Search and Access data

HDA service allows to search and access DEDL data. We show how to do it sending a few HTTP requests to the API, using Python code.

Setup

We start off by importing the relevant modules for HTTP requests and json handling.

from typing import Union
import requests
import json
import urllib.parse
from IPython.display import JSON
from IPython.display import Image

import geopandas
import folium
import folium.plugins
from branca.element import Figure
import shapely.geometry

And defining the relevant constants, holding the URL strings for the different endpoints.

# IDS
COLLECTION_ID = "EO.EUM.DAT.SENTINEL-3.SL_1_RBT___"
ITEM_ID = "S3B_SL_1_RBT____20240918T102643_20240918T102943_20240919T103839_0179_097_336_2160_PS2_O_NT_004"

# Core API
HDA_API_URL = "https://hda.data.destination-earth.eu"

# STAC API
## Core
STAC_API_URL = f"{HDA_API_URL}/stac"

## Item Search
SEARCH_URL = f"{STAC_API_URL}/search"

## Collections
COLLECTIONS_URL = f"{STAC_API_URL}/collections"
COLLECTION_BY_ID_URL = f"{COLLECTIONS_URL}/{COLLECTION_ID}"

## Items
COLLECTION_ITEMS_URL = f"{COLLECTIONS_URL}/{COLLECTION_ID}/items"
COLLECTION_ITEM_BY_ID_URL = f"{COLLECTIONS_URL}/{COLLECTION_ID}/items/{ITEM_ID}"

Authenticate

To search and access DEDL data we need to have a DestinE user account. We can then authenticate and be able to search and access DEDL data. The authentication will provide the user with an access token to be used for searching and accessing data.

import json
import os
from getpass import getpass
import destinelab as deauth

DESP_USERNAME = input("Please input your DESP username or email: ")
DESP_PASSWORD = getpass("Please input your DESP password: ")

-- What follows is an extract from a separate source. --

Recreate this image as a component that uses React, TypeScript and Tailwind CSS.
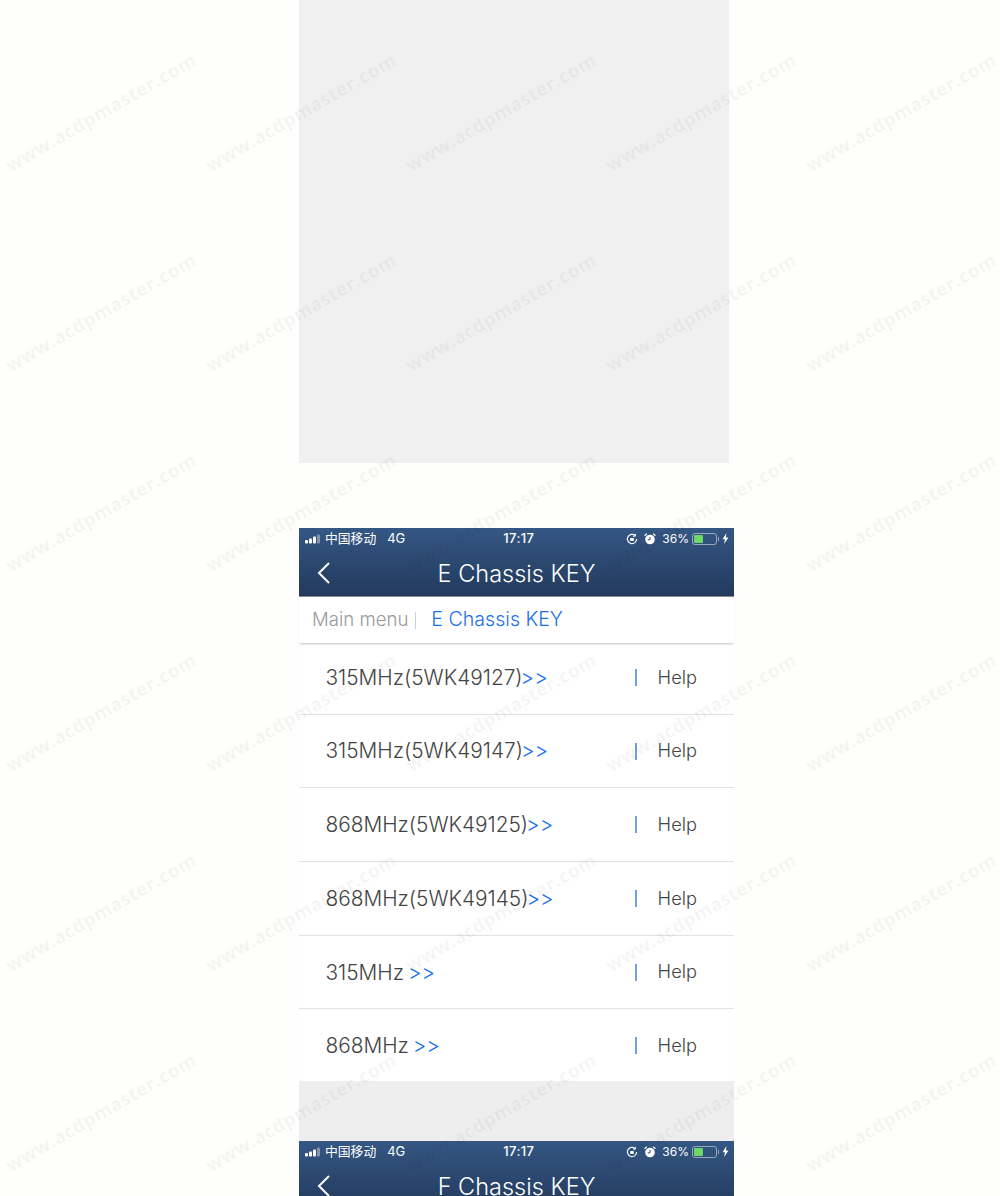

auth = deauth.AuthHandler(DESP_USERNAME, DESP_PASSWORD)
access_token = auth.get_token()
if access_token is not None:
    print("DEDL/DESP Access Token Obtained Successfully")
else:
    print("Failed to Obtain DEDL/DESP Access Token")

auth_headers = {"Authorization": f"Bearer {access_token}"}

Search data

Using the obtained access token, the user can search for data belonging to the collections of interest.

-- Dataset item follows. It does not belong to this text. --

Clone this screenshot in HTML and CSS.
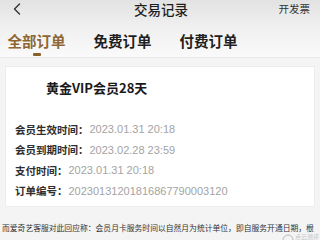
FILE: index.html
```html
<!DOCTYPE html>
<html lang="zh">
<head>
<meta charset="utf-8">
<link rel="stylesheet" href="styles.css">
</head>
<body>
<div class="top">
  <div class="header">
    <div class="back">
      <svg width="10" height="12" viewBox="0 0 10 12"><path d="M7.5 1 L2.5 6 L7.5 11" fill="none" stroke="#333" stroke-width="1.4" stroke-linecap="round" stroke-linejoin="round"/></svg>
    </div>
    <div class="title">交易记录</div>
    <div class="invoice">开发票</div>
  </div>
  <div class="tabs">
    <div class="tab active"><span>全部订单</span><i class="bar"></i></div>
    <div class="tab"><span>免费订单</span></div>
    <div class="tab"><span>付费订单</span></div>
  </div>
</div>
<div class="main">
  <div class="card">
    <div class="name">黄金VIP会员28天</div>
    <div class="rows">
      <div class="row"><span class="label">会员生效时间：</span><span class="value">2023.01.31 20:18</span></div>
      <div class="row"><span class="label">会员到期时间：</span><span class="value">2023.02.28 23:59</span></div>
      <div class="row"><span class="label">支付时间：</span><span class="value">2023.01.31 20:18</span></div>
      <div class="row"><span class="label">订单编号：</span><span class="value">20230131201816867790003120</span></div>
    </div>
  </div>
  <p class="note">而爱奇艺客服对此回应称：会员月卡服务时间以自然月为统计单位，即自服务开通日期，根</p>
  <div class="mark"><svg width="12" height="6" viewBox="0 0 12 6"><path d="M1 6 A5 5 0 0 1 11 6" fill="none" stroke="#bbb" stroke-width="1"/></svg><span>点云测评</span></div>
</div>
</body>
</html>
```
FILE: styles.css
```css
* { box-sizing: border-box; margin: 0; padding: 0; }
html, body { width: 320px; height: 240px; overflow: hidden; }
body {
  background: #f4f4f4;
  font-family: "Noto Sans CJK SC", "Liberation Sans", sans-serif;
  color: #222;
  position: relative;
}
.top {
  background: linear-gradient(#e2e2e2 0%, #efefef 45%, #fafafa 100%);
  height: 58px;
  border-bottom: 1px solid #ebebeb;
}
.header {
  display: grid;
  grid-template-columns: 1fr auto 1fr;
  align-items: center;
  height: 18px;
  padding: 0 10px 0 12px;
}
.back { display: flex; align-items: center; }
.title { font-size: 13.5px; font-weight: 500; color: #1e1e1e; line-height: 18px; }
.invoice { justify-self: end; font-size: 10.5px; color: #333; line-height: 16px; }
.tabs {
  display: flex;
  gap: 27px;
  padding: 13px 0 0 7px;
}
.tab {
  display: flex;
  flex-direction: column;
  align-items: center;
  font-size: 14.5px;
  font-weight: 700;
  line-height: 20px;
  color: #1f1f1f;
  width: 59px;
}
.tab.active { color: #8d6634; }
.bar {
  display: block;
  width: 8px;
  height: 2.5px;
  border-radius: 1px;
  background: #8a5f2c;
  margin-top: 2px;
}
.main { padding: 8px 5px 0; }
.card {
  background: #fff;
  border: 1px solid #ededed;
  height: 141px;
  padding: 13px 0 0 9px;
}
.name {
  font-size: 13px;
  font-weight: 700;
  color: #1a1a1a;
  line-height: 16px;
  padding-left: 31px;
}
.rows { margin-top: 23px; }
.row {
  display: flex;
  align-items: center;
  height: 20.5px;
  font-size: 10.5px;
}
.label { font-weight: 700; color: #2e2e2e; }
.value { color: #a3a3a3; font-family: "Liberation Sans", sans-serif; font-size: 11px; margin-left: 1px; }
.note {
  margin: 16px 0 0 -3px;
  font-size: 7.8px;
  line-height: 10px;
  color: #333;
  white-space: nowrap;
}
.mark {
  position: absolute;
  right: 1px;
  bottom: 0;
  display: flex;
  align-items: flex-end;
  gap: 1px;
  font-size: 6px;
  line-height: 6px;
  color: #c4c4c4;
}
```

Search items in a collection

There are different ways to search data in a specific collection, in this example we are going to search into the SLSTR Level 1B Radiances and Brightness Temperatures - Sentinel-3 dataset (collection ID: EO.EUM.DAT.SENTINEL-3.SL_1_RBT___).

The easiest way for searching data is to get the list of items available in a given Collection using a simple search and sorting the results. The default number of returned results is 20, but it is possible to specify the number of item returned with the limit parmeter. It is also possible paginate the results.

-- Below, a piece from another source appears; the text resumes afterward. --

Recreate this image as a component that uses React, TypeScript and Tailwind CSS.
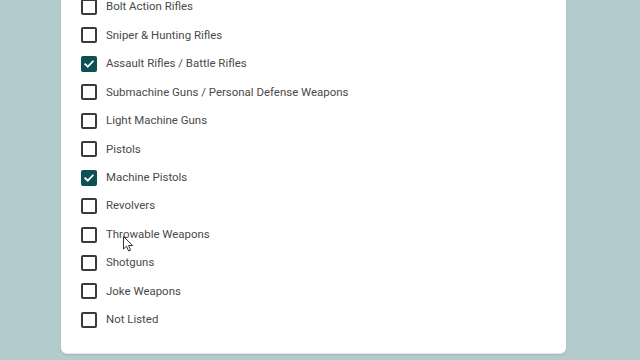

FILTER = "?datetime=2024-09-18T00:00:00Z/2024-09-20T23:59:59Z&bbox=-10,34,-5,42.5&sortby=datetime&limit=5&page=1"
print(COLLECTION_ITEMS_URL+FILTER)
response=requests.get(COLLECTION_ITEMS_URL+FILTER, headers=auth_headers)

JSON(response.json())
../../../_images/hda_collections_item.PNG

The most complete way to search data is using the stac/search endpoint.

The STAC API provides stac/search endpoint that allows users to efficiently search for items that match the specified input filters. By default, the /stac/search endpoint will return the first 20 items found in all the collections available at the /stac/collections endpoint.

Filters can be added either via query parameters in a GET request or added to the JSON body of a POST request.

GET request, the query parameters are added at the end of the URL as a query string: ?param1=val1&param2=val2&param3=val3

FILTER = "&datetime=2024-09-18T00:00:00Z/2024-09-20T23:59:59Z&bbox=-10,34,-5,42.5&sortby=datetime&limit=10"
SEARCH_QUERY_STRING = "?collections="+COLLECTION_ID+FILTER
response=requests.get(SEARCH_URL + SEARCH_QUERY_STRING, headers=auth_headers)
JSON(response.json())

POST request, the query parameters are added to the JSON body of the request

BODY = {
  "collections": [
      COLLECTION_ID,
  ],
  "datetime" : "2024-09-18T00:00:00Z/2024-09-20T23:59:59Z",
  "bbox": [-10,34,
            -5,42.5 ],
  "sortby": [{"field": "datetime","direction": "desc"}
            ],
  "limit": 10,
}
response=requests.post(SEARCH_URL, json=BODY, headers=auth_headers)
JSON(response.json())

Note

The available query parameters for each collection depend on the specific data provider. The most common query parameters are datetime and bbox.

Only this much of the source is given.